- Federated Investors’ Steve Chiavarone expects 5% to 8% sell-off
- He believes markets will still end 2018 about 9% higher
- Fed’s rate decision next month could play a major role
One of the investment market’s most prominent bulls has adopted a more cautious stance.
Federated Investors Portfolio Manager Steve Chiavarone expects Wall Street to drop by between 5% and 8% before the end of this summer, and he believes the mini sell-off might have already begun.
In an interview with CNBC’s Trading Nation on Friday, Chiavarone quoted uncertainty in the marketplace as the biggest single reason that they have “taken a few chips off the table.”
He said that there have always been pullbacks during midterm election years, especially during the summer months, adding: “Big trade rhetoric is going to continue to be hot.”

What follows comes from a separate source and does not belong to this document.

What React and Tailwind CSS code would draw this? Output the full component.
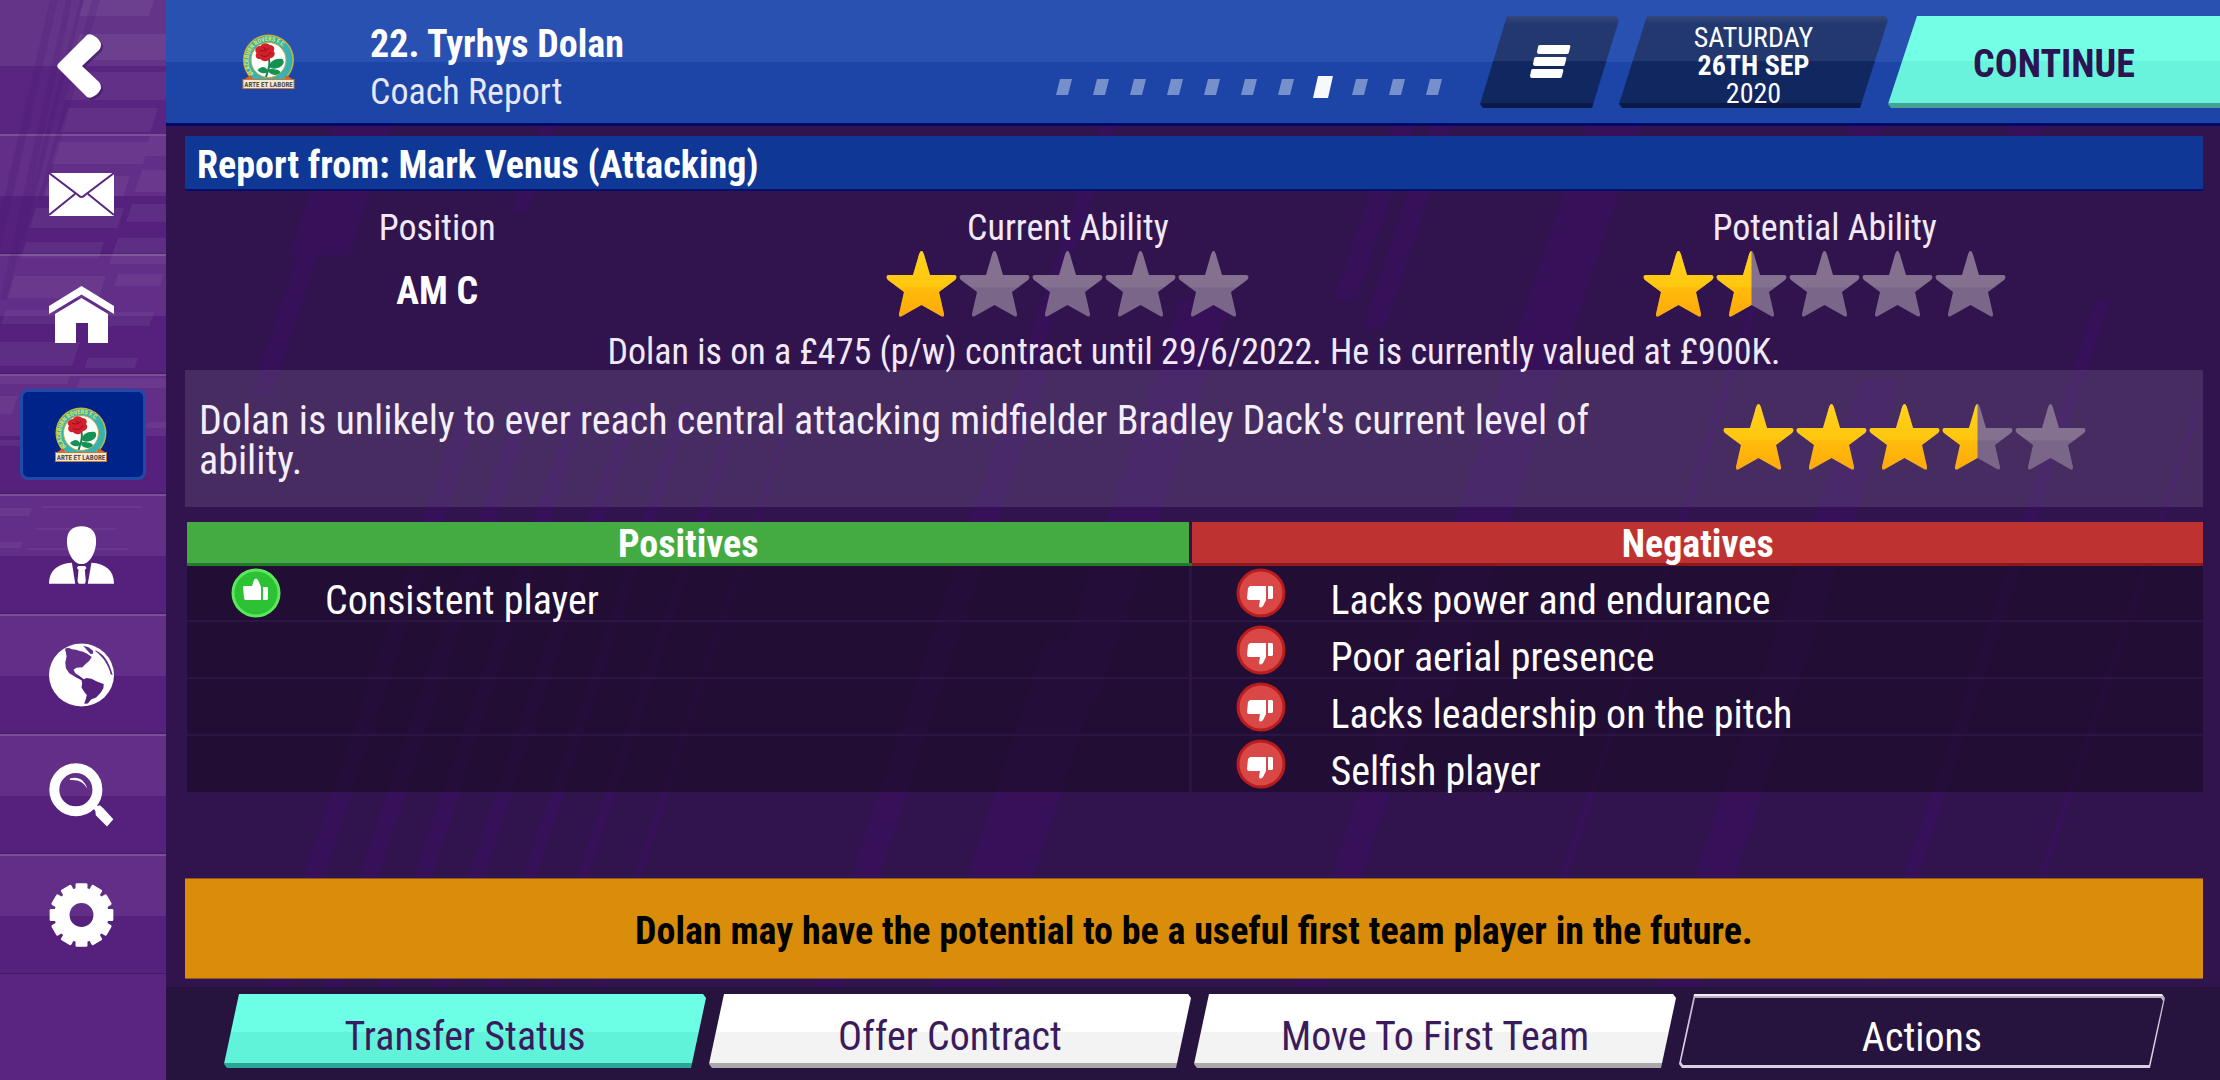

Chiavarone also expressed the view that next month’s Fed policy meeting on interest rates might play a major role in what happens in stock markets. He said that markets might be concerned about the fairly tight yield curve as the Fed prepares to announce another rate hike.
Even if there is a sell-off during the summer months, he does not intend to make any major changes to his price target of 3,100 for the S&P 500 at the end of 2018. This would represent an increase of nearly 9% between now and then, but he is certain the market will recover from any possible sell-off.
Chiavarone concluded by saying that they believed growth will stay strong, inflation will surprise everyone to the downside, and the Federal Reserve will announce fewer rate hikes next year than expected.
He said that this will “allow markets to melt up” and that he plans to redeploy his “chips” closer to the start of the fourth quarter.